-- Set exercise --
Answer with a single number: the count of lines that include the string "components".

-- Supplied material --
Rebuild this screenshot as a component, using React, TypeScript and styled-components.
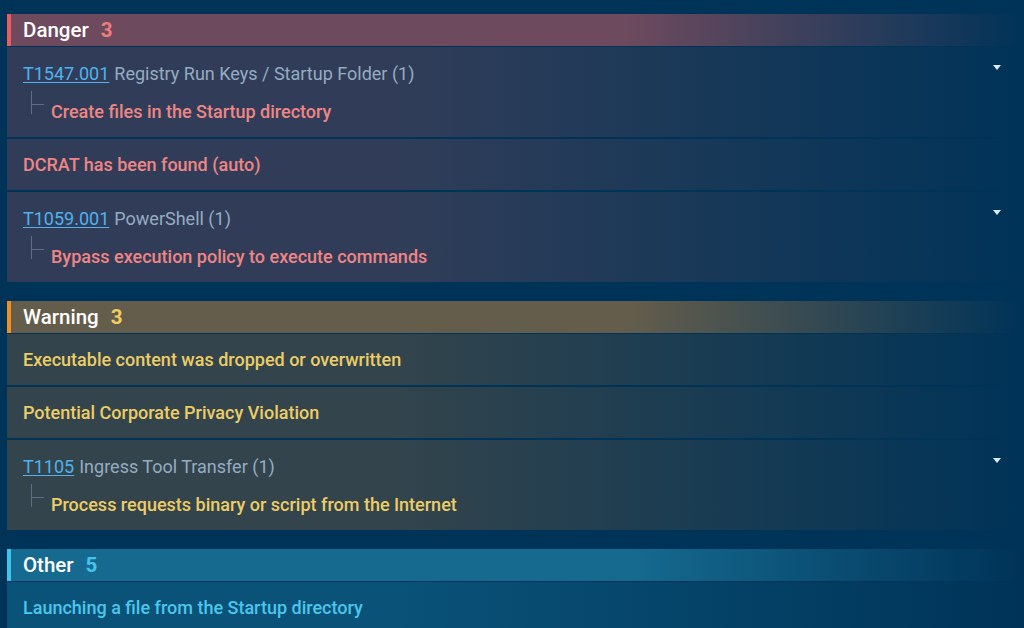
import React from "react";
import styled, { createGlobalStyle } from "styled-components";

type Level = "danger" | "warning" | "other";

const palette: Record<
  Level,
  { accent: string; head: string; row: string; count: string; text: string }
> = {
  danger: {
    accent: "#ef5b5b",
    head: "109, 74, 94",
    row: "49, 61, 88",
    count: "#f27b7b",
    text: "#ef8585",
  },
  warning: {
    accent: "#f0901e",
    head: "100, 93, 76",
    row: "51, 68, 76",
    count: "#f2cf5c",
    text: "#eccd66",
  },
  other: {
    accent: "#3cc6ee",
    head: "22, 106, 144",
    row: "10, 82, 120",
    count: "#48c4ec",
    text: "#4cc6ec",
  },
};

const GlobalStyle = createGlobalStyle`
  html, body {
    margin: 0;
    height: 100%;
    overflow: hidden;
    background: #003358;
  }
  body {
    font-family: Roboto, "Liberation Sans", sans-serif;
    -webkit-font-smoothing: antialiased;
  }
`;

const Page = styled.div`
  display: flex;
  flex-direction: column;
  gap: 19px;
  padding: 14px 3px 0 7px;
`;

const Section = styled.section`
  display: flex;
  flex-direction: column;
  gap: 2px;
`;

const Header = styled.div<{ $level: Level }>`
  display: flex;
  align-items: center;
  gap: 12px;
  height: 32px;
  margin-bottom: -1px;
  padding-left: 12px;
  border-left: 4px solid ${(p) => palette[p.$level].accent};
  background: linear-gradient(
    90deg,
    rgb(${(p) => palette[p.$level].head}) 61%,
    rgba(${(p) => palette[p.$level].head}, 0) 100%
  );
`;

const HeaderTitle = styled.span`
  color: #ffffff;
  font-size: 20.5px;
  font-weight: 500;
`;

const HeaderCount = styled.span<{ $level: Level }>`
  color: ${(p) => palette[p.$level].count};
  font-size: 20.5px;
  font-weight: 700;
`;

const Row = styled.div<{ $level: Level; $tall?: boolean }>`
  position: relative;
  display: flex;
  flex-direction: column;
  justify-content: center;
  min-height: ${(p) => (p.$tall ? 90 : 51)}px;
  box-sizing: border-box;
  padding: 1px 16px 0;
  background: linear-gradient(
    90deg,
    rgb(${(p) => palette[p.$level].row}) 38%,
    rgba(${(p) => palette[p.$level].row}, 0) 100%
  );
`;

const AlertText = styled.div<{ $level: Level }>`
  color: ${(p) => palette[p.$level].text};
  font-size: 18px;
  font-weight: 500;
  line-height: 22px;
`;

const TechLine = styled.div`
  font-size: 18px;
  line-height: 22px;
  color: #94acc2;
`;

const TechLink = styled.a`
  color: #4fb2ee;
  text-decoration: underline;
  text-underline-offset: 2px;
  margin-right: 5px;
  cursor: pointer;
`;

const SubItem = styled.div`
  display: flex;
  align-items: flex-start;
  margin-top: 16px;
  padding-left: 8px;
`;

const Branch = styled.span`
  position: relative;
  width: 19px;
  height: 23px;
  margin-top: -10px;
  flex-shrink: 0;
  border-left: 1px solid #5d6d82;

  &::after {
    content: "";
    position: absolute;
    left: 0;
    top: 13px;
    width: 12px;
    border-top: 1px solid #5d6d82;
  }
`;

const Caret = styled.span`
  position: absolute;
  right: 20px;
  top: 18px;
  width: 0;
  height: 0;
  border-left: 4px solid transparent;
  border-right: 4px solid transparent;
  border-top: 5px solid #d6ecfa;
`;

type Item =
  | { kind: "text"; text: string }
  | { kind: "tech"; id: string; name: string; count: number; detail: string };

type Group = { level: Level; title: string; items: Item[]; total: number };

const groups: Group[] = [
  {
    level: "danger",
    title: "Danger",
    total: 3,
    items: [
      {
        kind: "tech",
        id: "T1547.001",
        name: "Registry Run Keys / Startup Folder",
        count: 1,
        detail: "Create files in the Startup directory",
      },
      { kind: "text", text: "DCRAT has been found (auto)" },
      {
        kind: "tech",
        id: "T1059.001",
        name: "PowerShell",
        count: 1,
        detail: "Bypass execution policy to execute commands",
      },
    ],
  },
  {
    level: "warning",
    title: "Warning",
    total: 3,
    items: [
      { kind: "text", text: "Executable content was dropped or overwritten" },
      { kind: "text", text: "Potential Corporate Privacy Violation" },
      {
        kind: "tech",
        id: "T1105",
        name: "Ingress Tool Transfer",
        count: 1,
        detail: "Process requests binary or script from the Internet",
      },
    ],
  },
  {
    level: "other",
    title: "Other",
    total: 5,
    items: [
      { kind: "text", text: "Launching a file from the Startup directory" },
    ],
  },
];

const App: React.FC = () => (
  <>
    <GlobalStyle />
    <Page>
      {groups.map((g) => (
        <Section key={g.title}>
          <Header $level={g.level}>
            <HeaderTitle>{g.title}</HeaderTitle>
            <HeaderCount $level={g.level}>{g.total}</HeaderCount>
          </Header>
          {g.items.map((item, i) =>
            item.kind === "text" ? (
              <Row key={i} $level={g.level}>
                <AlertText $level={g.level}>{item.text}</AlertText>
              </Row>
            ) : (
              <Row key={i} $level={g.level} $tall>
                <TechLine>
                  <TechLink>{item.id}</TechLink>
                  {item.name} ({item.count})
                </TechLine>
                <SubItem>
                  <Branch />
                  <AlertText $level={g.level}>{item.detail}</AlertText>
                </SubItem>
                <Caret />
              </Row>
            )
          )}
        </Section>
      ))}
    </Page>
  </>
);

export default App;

-- Solution to the exercise --
2